DIAPASON Dicembre 2018 / Gennaio 2019


L'inizio della passione di Gesù lo vide nell'orto degli olivi, dove pregò il Padre, se fosse possibile, di risparmiarlo dalle sofferenze che dovevano seguire. Con l'avvicinarsi del Natale e l'ennesima incarcerazione nel nostro pianeta dello spirito del Cristo cosmico, possiamo immaginare che una analoga passione Egli debba ripetere. Conosciamo la risposta che ricevette Gesù: il conforto degli angeli, ma l'attraversamento della prova. Perché - era in effetti la sua preghiera - per compiere la missione sulla terra era necessario soffrire? Non è proprio possibile farlo in un altro modo?
Il Vangelo dà anche a noi l'unica risposta possibile: no! Siamo qui tutti per compiere una missione: l'evoluzione, anche se la grande maggioranza lo ignora. E questa missione richiede il sacrificio. Se analizziamo questa parola: sacrificio, ne possiamo trarre il significato: fare sacro; rendere cioè sacra un'azione. Quando riuscissimo a realizzare ciò, allora gli angeli si avvicinerebbero anche a noi. Non si può evitare quello che ci fa soffrire, ma lo si può vivere in modo differente. In fondo, il vero sacrificio dell'amore del Cristo sarebbe quello di non poter fare niente per noi; così tramite la sua sofferenza Egli ci può aiutare. E continua a farlo.

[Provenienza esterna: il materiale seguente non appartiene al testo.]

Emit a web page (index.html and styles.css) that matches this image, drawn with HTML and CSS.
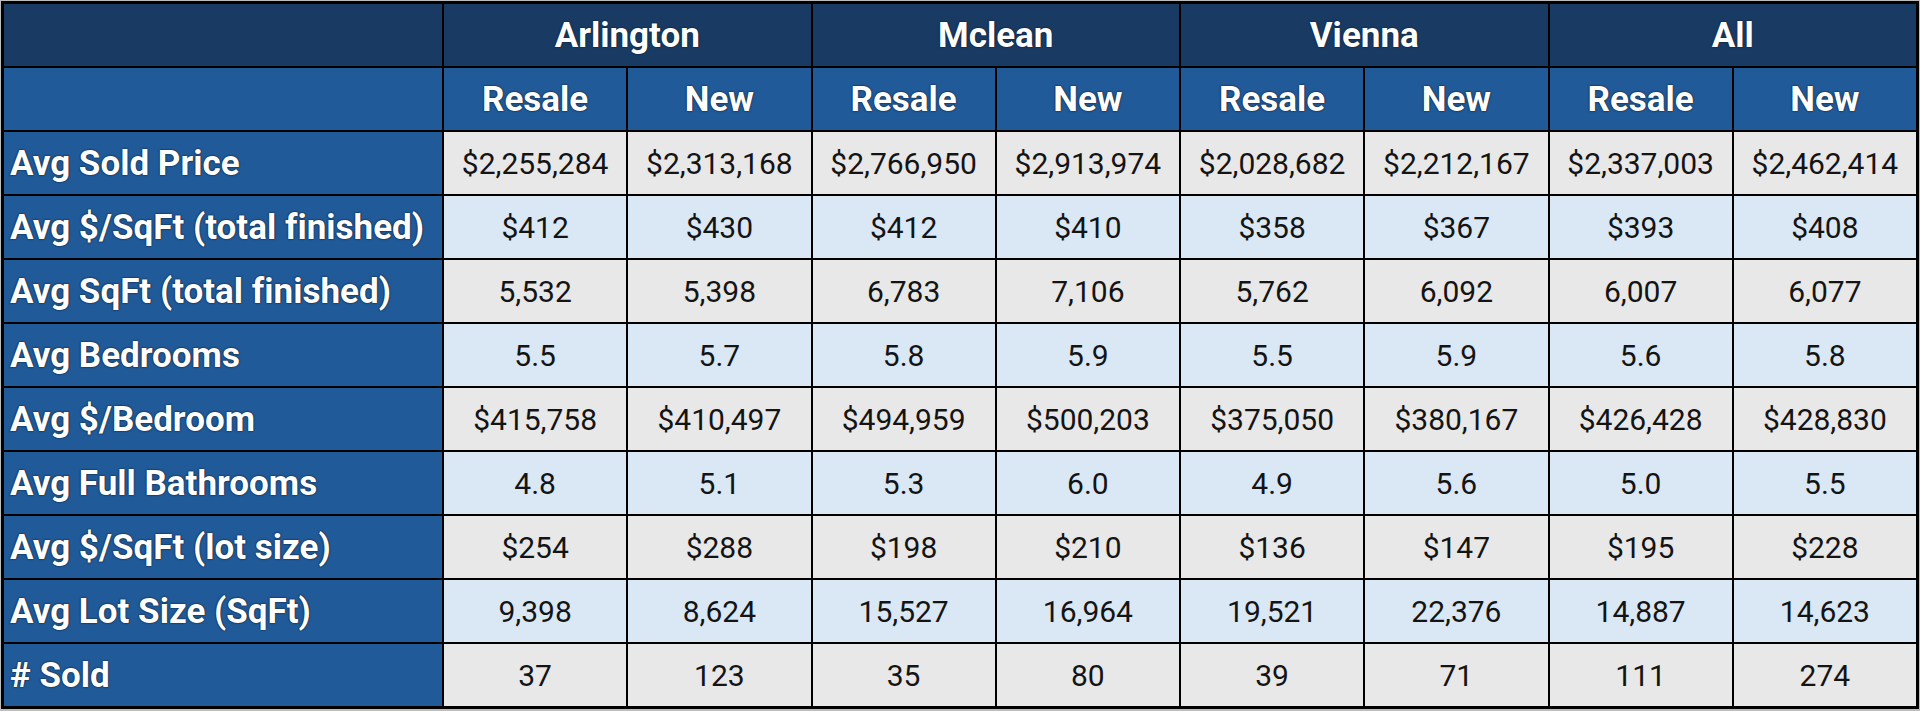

Però, queste belle parole noi le accogliamo e le condividiamo quando riguardano gli altri. Siamo sempre circondati dal male e dal dolore altrui, ma per accorgercene davvero dobbiamo prima viverlo personalmente. Solo allora le domande che nascevano negli altri assumono il loro vero significato; senza l'esperienza diretta non ci è possibile comprenderle fino in fondo. E le risposte che fino a prima ci sembravano tanto logiche ed esaurienti, spesso perdono la loro presa nella nostra coscienza, e talvolta fanno nascere nuove domande.
Sappiamo che il dolore è il prodotto karmico di cause da noi stessi messe in moto nel passato; ma se lo guardiamo solo da questo punto di vista perdiamo metà della questione: restiamo attaccati al passato, quel passato che ha prodotto il dolore. L'altra metà riguarda il futuro: il futuro così osservato diventa, di conseguenza, un'azione liberatrice, tale da rendere sacra l'attuale sofferenza per promuovere l'evoluzione che ci attende. Senza quell'azione liberatrice resteremmo legati al passato, e mancheremmo la nostra missione. Sarebbe un errore fuggire quell'esperienza, perché ci priverebbe del risultato. Il problema è che il risultato lo coglieremo nel futuro, mentre il presente sente solo la sofferenza. Dare però un significato alla sofferenza ci può aiutare a viverla in maniera diversa; fino quasi a non sentirla più come un peso insopportabile. Possiamo utilizzare queste riflessioni anche per accogliere il Natale con una maggiore consapevolezza; verso noi stessi e verso gli altri.